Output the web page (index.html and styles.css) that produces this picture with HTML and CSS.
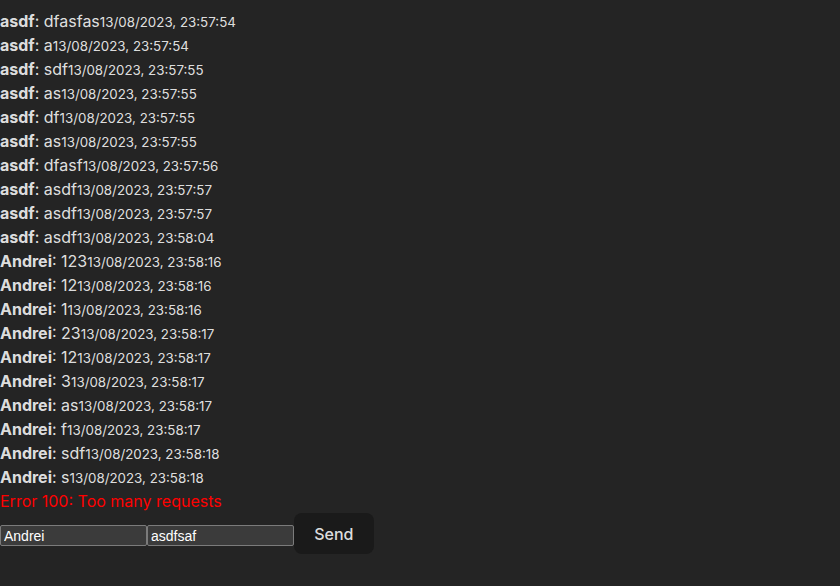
FILE: index.html
```html
<!DOCTYPE html>
<html lang="en">
<head>
<meta charset="utf-8">
<title>Chat</title>
<link rel="stylesheet" href="styles.css">
</head>
<body>
<div class="chat">
  <div class="messages">
    <div class="msg"><b>asdf</b>: dfasfas<small>13/08/2023, 23:57:54</small></div>
    <div class="msg"><b>asdf</b>: a<small>13/08/2023, 23:57:54</small></div>
    <div class="msg"><b>asdf</b>: sdf<small>13/08/2023, 23:57:55</small></div>
    <div class="msg"><b>asdf</b>: as<small>13/08/2023, 23:57:55</small></div>
    <div class="msg"><b>asdf</b>: df<small>13/08/2023, 23:57:55</small></div>
    <div class="msg"><b>asdf</b>: as<small>13/08/2023, 23:57:55</small></div>
    <div class="msg"><b>asdf</b>: dfasf<small>13/08/2023, 23:57:56</small></div>
    <div class="msg"><b>asdf</b>: asdf<small>13/08/2023, 23:57:57</small></div>
    <div class="msg"><b>asdf</b>: asdf<small>13/08/2023, 23:57:57</small></div>
    <div class="msg"><b>asdf</b>: asdf<small>13/08/2023, 23:58:04</small></div>
    <div class="msg"><b>Andrei</b>: 123<small>13/08/2023, 23:58:16</small></div>
    <div class="msg"><b>Andrei</b>: 12<small>13/08/2023, 23:58:16</small></div>
    <div class="msg"><b>Andrei</b>: 1<small>13/08/2023, 23:58:16</small></div>
    <div class="msg"><b>Andrei</b>: 23<small>13/08/2023, 23:58:17</small></div>
    <div class="msg"><b>Andrei</b>: 12<small>13/08/2023, 23:58:17</small></div>
    <div class="msg"><b>Andrei</b>: 3<small>13/08/2023, 23:58:17</small></div>
    <div class="msg"><b>Andrei</b>: as<small>13/08/2023, 23:58:17</small></div>
    <div class="msg"><b>Andrei</b>: f<small>13/08/2023, 23:58:17</small></div>
    <div class="msg"><b>Andrei</b>: sdf<small>13/08/2023, 23:58:18</small></div>
    <div class="msg"><b>Andrei</b>: s<small>13/08/2023, 23:58:18</small></div>
  </div>
  <div class="error">Error 100: Too many requests</div>
  <form class="composer">
    <input class="field" type="text" value="Andrei"><input class="field" type="text" value="asdfsaf"><button class="send" type="button">Send</button>
  </form>
</div>
</body>
</html>
```

FILE: styles.css
```css
:root {
  color-scheme: dark;
}
html, body {
  margin: 0;
  padding: 0;
  background: #242424;
}
body {
  font-family: Inter, "Noto Sans", sans-serif;
  font-size: 16px;
  line-height: 1.5;
  color: rgba(255, 255, 255, 0.87);
}
.chat {
  padding-top: 9px;
}
.msg b {
  font-weight: 700;
}
.msg small {
  font-size: 13.33px;
}
.error {
  color: #ff0000;
}
.composer {
  margin: 0;
  display: flex;
  align-items: center;
}
.field {
  width: 147px;
  box-sizing: border-box;
  height: 21px;
  margin: 4px 0 0 0;
  padding: 1px 3px;
  font-family: "Liberation Sans", Arial, sans-serif;
  font-size: 14px;
  color: #fff;
  background: #3b3b3b;
  border: 1px solid #7b7b7b;
  border-radius: 2px;
}
.send {
  font-family: Inter, "Noto Sans", sans-serif;
  font-size: 16px;
  font-weight: 500;
  line-height: normal;
  padding: 0.6em 1.2em;
  margin: 0;
  border-radius: 8px;
  border: 1px solid transparent;
  background: #1a1a1a;
  color: rgba(255, 255, 255, 0.87);
  cursor: pointer;
}
```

**WHAT NEEDS TO BE DONE:** Each line of the data is to be duplicated exactly; pictures stay out of the copy.

**WRITTEN REPLY:**
Output the web page (index.html and styles.css) that produces this picture with HTML and CSS.
FILE: index.html
```html
<!DOCTYPE html>
<html lang="en">
<head>
<meta charset="utf-8">
<title>Chat</title>
<link rel="stylesheet" href="styles.css">
</head>
<body>
<div class="chat">
  <div class="messages">
    <div class="msg"><b>asdf</b>: dfasfas<small>13/08/2023, 23:57:54</small></div>
    <div class="msg"><b>asdf</b>: a<small>13/08/2023, 23:57:54</small></div>
    <div class="msg"><b>asdf</b>: sdf<small>13/08/2023, 23:57:55</small></div>
    <div class="msg"><b>asdf</b>: as<small>13/08/2023, 23:57:55</small></div>
    <div class="msg"><b>asdf</b>: df<small>13/08/2023, 23:57:55</small></div>
    <div class="msg"><b>asdf</b>: as<small>13/08/2023, 23:57:55</small></div>
    <div class="msg"><b>asdf</b>: dfasf<small>13/08/2023, 23:57:56</small></div>
    <div class="msg"><b>asdf</b>: asdf<small>13/08/2023, 23:57:57</small></div>
    <div class="msg"><b>asdf</b>: asdf<small>13/08/2023, 23:57:57</small></div>
    <div class="msg"><b>asdf</b>: asdf<small>13/08/2023, 23:58:04</small></div>
    <div class="msg"><b>Andrei</b>: 123<small>13/08/2023, 23:58:16</small></div>
    <div class="msg"><b>Andrei</b>: 12<small>13/08/2023, 23:58:16</small></div>
    <div class="msg"><b>Andrei</b>: 1<small>13/08/2023, 23:58:16</small></div>
    <div class="msg"><b>Andrei</b>: 23<small>13/08/2023, 23:58:17</small></div>
    <div class="msg"><b>Andrei</b>: 12<small>13/08/2023, 23:58:17</small></div>
    <div class="msg"><b>Andrei</b>: 3<small>13/08/2023, 23:58:17</small></div>
    <div class="msg"><b>Andrei</b>: as<small>13/08/2023, 23:58:17</small></div>
    <div class="msg"><b>Andrei</b>: f<small>13/08/2023, 23:58:17</small></div>
    <div class="msg"><b>Andrei</b>: sdf<small>13/08/2023, 23:58:18</small></div>
    <div class="msg"><b>Andrei</b>: s<small>13/08/2023, 23:58:18</small></div>
  </div>
  <div class="error">Error 100: Too many requests</div>
  <form class="composer">
    <input class="field" type="text" value="Andrei"><input class="field" type="text" value="asdfsaf"><button class="send" type="button">Send</button>
  </form>
</div>
</body>
</html>
```

FILE: styles.css
```css
:root {
  color-scheme: dark;
}
html, body {
  margin: 0;
  padding: 0;
  background: #242424;
}
body {
  font-family: Inter, "Noto Sans", sans-serif;
  font-size: 16px;
  line-height: 1.5;
  color: rgba(255, 255, 255, 0.87);
}
.chat {
  padding-top: 9px;
}
.msg b {
  font-weight: 700;
}
.msg small {
  font-size: 13.33px;
}
.error {
  color: #ff0000;
}
.composer {
  margin: 0;
  display: flex;
  align-items: center;
}
.field {
  width: 147px;
  box-sizing: border-box;
  height: 21px;
  margin: 4px 0 0 0;
  padding: 1px 3px;
  font-family: "Liberation Sans", Arial, sans-serif;
  font-size: 14px;
  color: #fff;
  background: #3b3b3b;
  border: 1px solid #7b7b7b;
  border-radius: 2px;
}
.send {
  font-family: Inter, "Noto Sans", sans-serif;
  font-size: 16px;
  font-weight: 500;
  line-height: normal;
  padding: 0.6em 1.2em;
  margin: 0;
  border-radius: 8px;
  border: 1px solid transparent;
  background: #1a1a1a;
  color: rgba(255, 255, 255, 0.87);
  cursor: pointer;
}
```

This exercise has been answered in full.